Suh was born in Seoul in 1962 and divides his time between Asia and New York. His work was a standout in the Los Angeles County Museum of Art’s 2009 exhibition, “Your Bright Future: 12 Contemporary Artists From Korea.”

“Home Within a Home,” his big dollhouse in the show, featured a traditional Korean house embedded inside a translucent resin model of an American apartment building where the artist once lived. The sculpture was cut open, each of its four sections placed on a separate wheeled pedestal, like a dissected frog prepared for laboratory analysis. Suh’s recurring theme of physical and emotional displacement fits today’s globally nomadic society, and it literally takes off in “Fallen Star.”

Other artists have built topsy-turvy rooms meant to disorient. In 1997, Glen Seator (1956-2002) erected a full-scale replica of the director’s office at New York’s Whitney Museum, tipping it to stand on end at a 45-degree angle as if to expose the parlous whimsy lurking inside institutional logic. Two years ago, Julian Hoeber constructed a canted plywood shack on the terrace at the UCLA Hammer Museum; it mimicked a “mystery spot,” those quirky roadside attractions where nature’s immutable laws of gravity seem to have been inexplicably suspended.

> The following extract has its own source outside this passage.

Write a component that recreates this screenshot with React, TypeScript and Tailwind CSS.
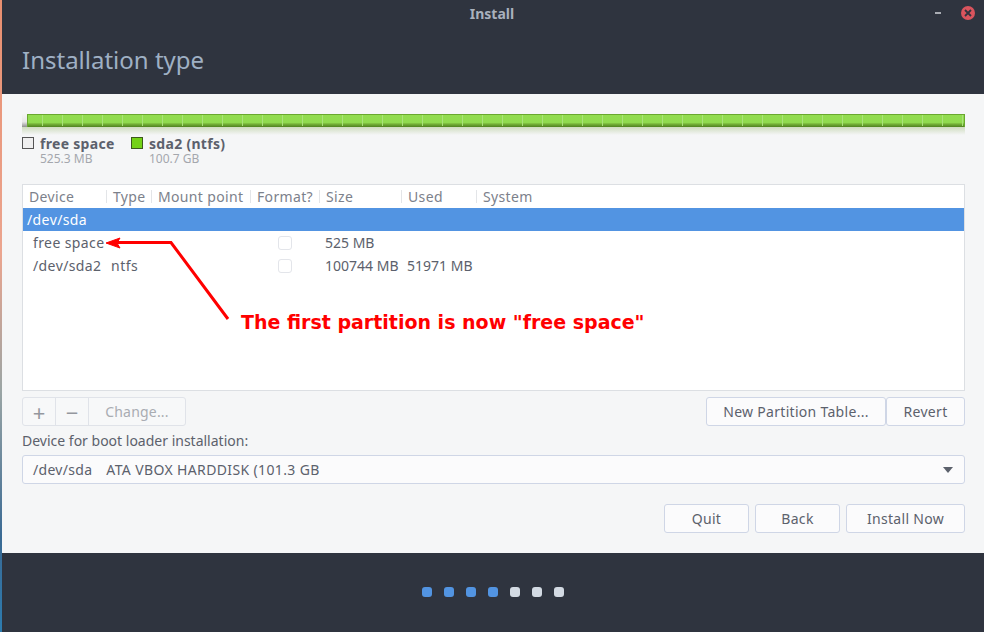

All these fun-house sculptures possess a seriousness of purpose, pulling the rug from beneath conventional expectations. At the same time, as critic Luc Sante noted about Hoeber’s “mystery spot” sculpture, they value humility by refusing to be any more earnest than a sideshow carnival trick.

For his first permanent installation, Suh has crafted a precise theatrical illusion. How precise? No one’s home really matches the comforting, golden memory that typically envelopes it. The gentle swell of nausea in “Fallen Star” shows that keeping your balance requires attentive care.